Intra-Palestinian politics remain on a steady course. Following a carefully-choreographed rapprochement with Hamas, the more “moderate” Fatah forces, still trained and funded by millions of U.S. tax dollars, will resume their ritualized terror attacks against Israel. More or less simultaneously, Hamas will do the same. In Lebanon, Shiite Hezbollah, steadily mentored by Iran, and, oddly allied with Sunni Hamas, has already begun active operational preparations, with Syrian collaboration, for the next war.
Ironically, however, Israel’s required efforts to defend its citizens will predictably be met with a sanctimonious barrage of assorted criticisms. Although international law allows any such imperiled state to use necessary force preemptively, Israel’s indispensable efforts to stave off existential harms will be harshly condemned throughout the “international community.”
Humanitarian international law, or the law of war, requires that every use of force by an army or by an insurgent group meet the test of “proportionality.” Drawn from the core legal principle that “the means that can be used to injure an enemy are not unlimited,” proportionality stipulates, among other things, that every resort to armed force be limited to what is necessary for meeting military objectives. This principle of both codified and customary international law applies to all judgments of military advantage, and also to all planned reprisals.
Proper determinations of proportionality need not be made in a geopolitical vacuum. Instead, these legal decisions may always take into consideration the extent to which an adversary has committed prior or ongoing violations of the law of war. In the frequently interrelated examples of Hamas/Islamic Jihad/Fatah terrorists in Gaza, and the Hezbollah terrorists in Lebanon, there is ample evidence that all of these belligerents have been guilty of repeated “perfidy.”
In law, deception can be acceptable in armed conflict, but the Hague Regulations expressly disallow the placement of military assets or military personnel in any heavily populated civilian areas. Further prohibition of perfidy can be found at Protocol I of 1977, additional to the Geneva Conventions of 1949. These rules are also binding on the basis of an equally authoritative customary international law.
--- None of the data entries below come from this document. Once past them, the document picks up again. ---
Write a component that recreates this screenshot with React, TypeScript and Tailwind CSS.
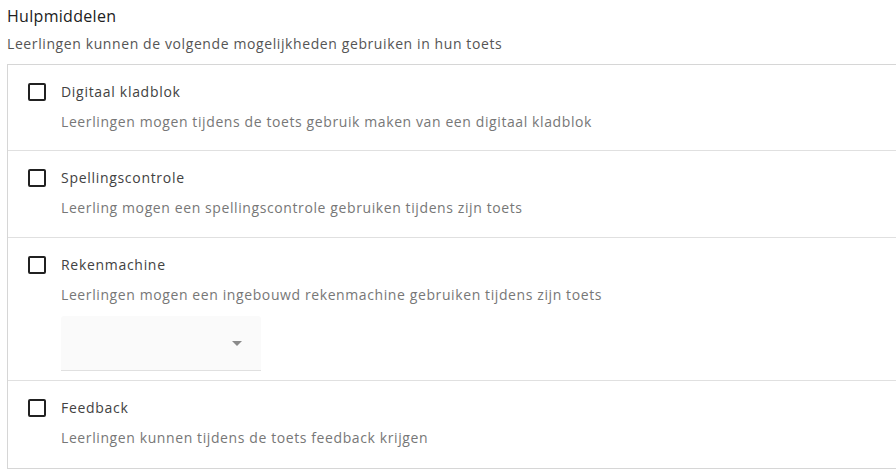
import React from "react";

const items = [
  {
    title: "Digitaal kladblok",
    text: "Leerlingen mogen tijdens de toets gebruik maken van een digitaal kladblok",
  },
  {
    title: "Spellingscontrole",
    text: "Leerling mogen een spellingscontrole gebruiken tijdens zijn toets",
  },
  {
    title: "Rekenmachine",
    text: "Leerlingen mogen een ingebouwd rekenmachine gebruiken tijdens zijn toets",
    select: true,
  },
  {
    title: "Feedback",
    text: "Leerlingen kunnen tijdens de toets feedback krijgen",
  },
];

const App = () => {
  return (
    <div
      className="w-[896px] h-[476px] overflow-hidden bg-white pl-[7px] pt-[6px]"
      style={{ fontFamily: '"Open Sans", "Noto Sans", sans-serif' }}
    >
      <h2 className="text-[16px] font-medium leading-[20px] tracking-[0.3px] text-[#212121]">
        Hulpmiddelen
      </h2>
      <p className="mt-[8px] text-[14px] leading-[20px] tracking-[0.6px] text-[#555555]">
        Leerlingen kunnen de volgende mogelijkheden gebruiken in hun toets
      </p>

      <div className="mt-[10px] border-y border-l border-[#d6d6d6]">
        {items.map((item, i) => (
          <div
            key={item.title}
            className={`flex pl-[20px] pt-[17px] ${
              item.select ? "pb-[9px]" : i === 0 ? "pb-[18px]" : i === 3 ? "pb-[20px]" : "pb-[19px]"
            } ${i > 0 ? "border-t border-[#e0e0e0]" : ""}`}
          >
            <div className="mt-[1px] h-[18px] w-[18px] rounded-[2px] border-2 border-[#212121]" />
            <div className="ml-[15px] flex flex-col">
              <span className="text-[14px] leading-[20px] tracking-[0.7px] text-[#424242]">
                {item.title}
              </span>
              <span className="mt-[10px] text-[14px] leading-[20px] tracking-[0.6px] text-[#777777]">
                {item.text}
              </span>
              {item.select && (
                <div className="mt-[11px] flex h-[55px] w-[200px] items-center justify-end rounded-t-[3px] border-b border-[#e0e0e0] bg-[#fafafa] pr-[19px]">
                  <div className="h-0 w-0 border-x-[5px] border-t-[5px] border-x-transparent border-t-[#8a8a8a]" />
                </div>
              )}
            </div>
          </div>
        ))}
      </div>
    </div>
  );
};

export default App;
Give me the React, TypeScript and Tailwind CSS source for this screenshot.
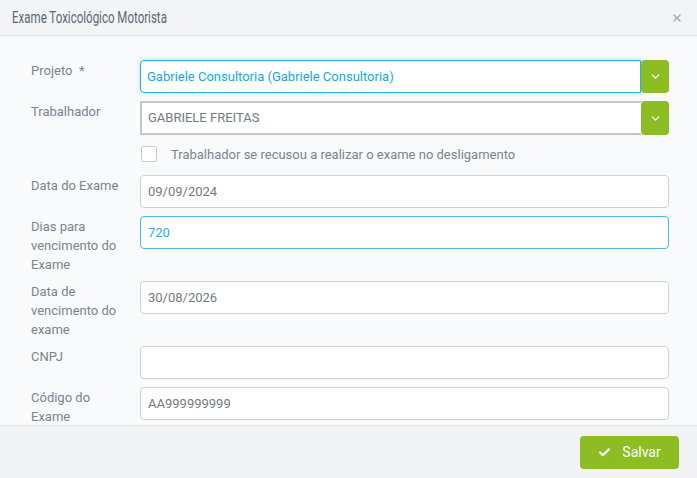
import { Check, ChevronDown, X } from "lucide-react";

const font = { fontFamily: "Roboto, 'Noto Sans', sans-serif" };

const Label = (props: { children: React.ReactNode }) => (
  <div className="w-[109px] shrink-0 pt-[1px] text-[13px] leading-[19px] text-[#7b848d]">
    {props.children}
  </div>
);

const TextInput = (props: { value: string; focus?: boolean }) => (
  <div
    className={
      props.focus
        ? "flex h-[33px] flex-1 items-center rounded-[4px] border border-[#4ab8e0] bg-white px-[7px] text-[13px] text-[#3ba7d6]"
        : "flex h-[33px] flex-1 items-center rounded-[4px] border border-[#cfd3d7] bg-white px-[7px] text-[13px] text-[#737b83]"
    }
  >
    {props.value}
  </div>
);

const GreenToggle = (props: { h: string }) => (
  <div className={`flex w-[28px] shrink-0 items-center justify-center rounded-[4px] bg-[#8cbd22] ${props.h}`}>
    <ChevronDown size={13} strokeWidth={2} className="text-white" />
  </div>
);

export default function App() {
  return (
    <div style={font} className="flex h-[478px] w-[697px] flex-col overflow-hidden bg-[#f9fafc]">
      <div className="flex h-[36px] shrink-0 items-center justify-between border-b border-[#e3e5e8] bg-[#f3f4f6] pl-[12px] pr-[14px]">
        <span className="inline-block origin-left scale-x-[0.72] whitespace-nowrap text-[16px] text-[#5d6771]">
          Exame Toxicológico Motorista
        </span>
        <X size={12} strokeWidth={3} className="text-[#a3aab2]" />
      </div>

      <div className="flex min-h-0 flex-1 flex-col overflow-hidden pl-[31px] pr-[28px] pt-[24px]">
        <div className="flex h-[33px] shrink-0">
          <Label>Projeto&nbsp; *</Label>
          <div className="flex flex-1">
            <div className="flex h-[33px] flex-1 items-center rounded-l-[4px] border border-[#1fb4e6] bg-white px-[6px] text-[13px] text-[#1aa7dc] shadow-[0_0_4px_rgba(31,180,230,0.35)]">
              Gabriele Consultoria (Gabriele Consultoria)
            </div>
            <GreenToggle h="h-[33px]" />
          </div>
        </div>

        <div className="mt-[8px] flex h-[34px] shrink-0">
          <Label>Trabalhador</Label>
          <div className="flex flex-1">
            <div className="flex h-[34px] flex-1 items-center border-2 border-r-0 border-[#c3c6c9] bg-white px-[6px] text-[13px] text-[#737b83]">
              GABRIELE FREITAS
            </div>
            <GreenToggle h="h-[34px]" />
          </div>
        </div>

        <div className="mt-[11px] flex h-[16px] shrink-0 items-center pl-[110px]">
          <div className="h-[16px] w-[16px] rounded-[2px] border border-[#c8ccd0] bg-white" />
          <span className="ml-[14px] text-[13px] leading-[17px] text-[#7b848d]">
            Trabalhador se recusou a realizar o exame no desligamento
          </span>
        </div>

        <div className="mt-[13px] flex h-[33px] shrink-0">
          <Label>Data do Exame</Label>
          <TextInput value="09/09/2024" />
        </div>

        <div className="mt-[8px] flex h-[57px] shrink-0">
          <Label>
            Dias para
            <br />
            vencimento do
            <br />
            Exame
          </Label>
          <TextInput value="720" focus />
        </div>

        <div className="mt-[8px] flex h-[57px] shrink-0">
          <Label>
            Data de
            <br />
            vencimento do
            <br />
            exame
          </Label>
          <TextInput value="30/08/2026" />
        </div>

        <div className="mt-[8px] flex h-[33px] shrink-0">
          <Label>CNPJ</Label>
          <TextInput value="" />
        </div>

        <div className="mt-[8px] flex h-[38px] shrink-0">
          <Label>
            Código do
            <br />
            Exame
          </Label>
          <TextInput value="AA999999999" />
        </div>
      </div>

      <div className="flex h-[53px] shrink-0 items-center justify-end border-t border-[#e3e5e8] bg-[#f2f3f5] pr-[18px]">
        <button className="flex h-[33px] w-[99px] items-center justify-center gap-[11px] rounded-[4px] bg-[#8cbd22] text-[14px] text-white">
          <Check size={13} strokeWidth={4} />
          Salvar
        </button>
      </div>
    </div>
  );
}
Perfidy represents a very serious violation of the law of war, one that is even identified as a “grave breach” at Article 147 of Geneva Convention No. IV. The legal effect of perfidy committed by Palestinian or Hezbollah terrorists, especially their recurrent resort to “human shields,” is to immunize Israel from legal responsibility for any inadvertent counter-terrorist harms done to Arab civilians. But even if Hamas and Islamic Jihad and Fatah and Hezbollah have not always engaged in altogether deliberate violations, any terrorist-created links between civilians and insurgent warfare still bestowed upon Israel a fully legal justification for military self-defense.
This is not to suggest that Israel should now have a jurisprudential carte blanche in its necessary applications of armed force, but only that the reasonableness of these applications always be appraised in the context of identifiable enemy perfidy.
Viewed against the historical background of extensive and unapologetic terrorist perfidy in both Gaza and Lebanon, Israel has been innocent of any prior “disproportionality.” All combatants, including all insurgents in Gaza and Lebanon, are bound to comply with the law of war of international law. This important requirement derives not only from what is known as the “Martens Clause,” a binding paragraph which makes its first appearance in the Preamble to the 1899 Hague Convention No. II on land warfare, but additionally from Article 3, common to the four Geneva Conventions of August 12,1949. It is also found at the two Protocols to these Conventions.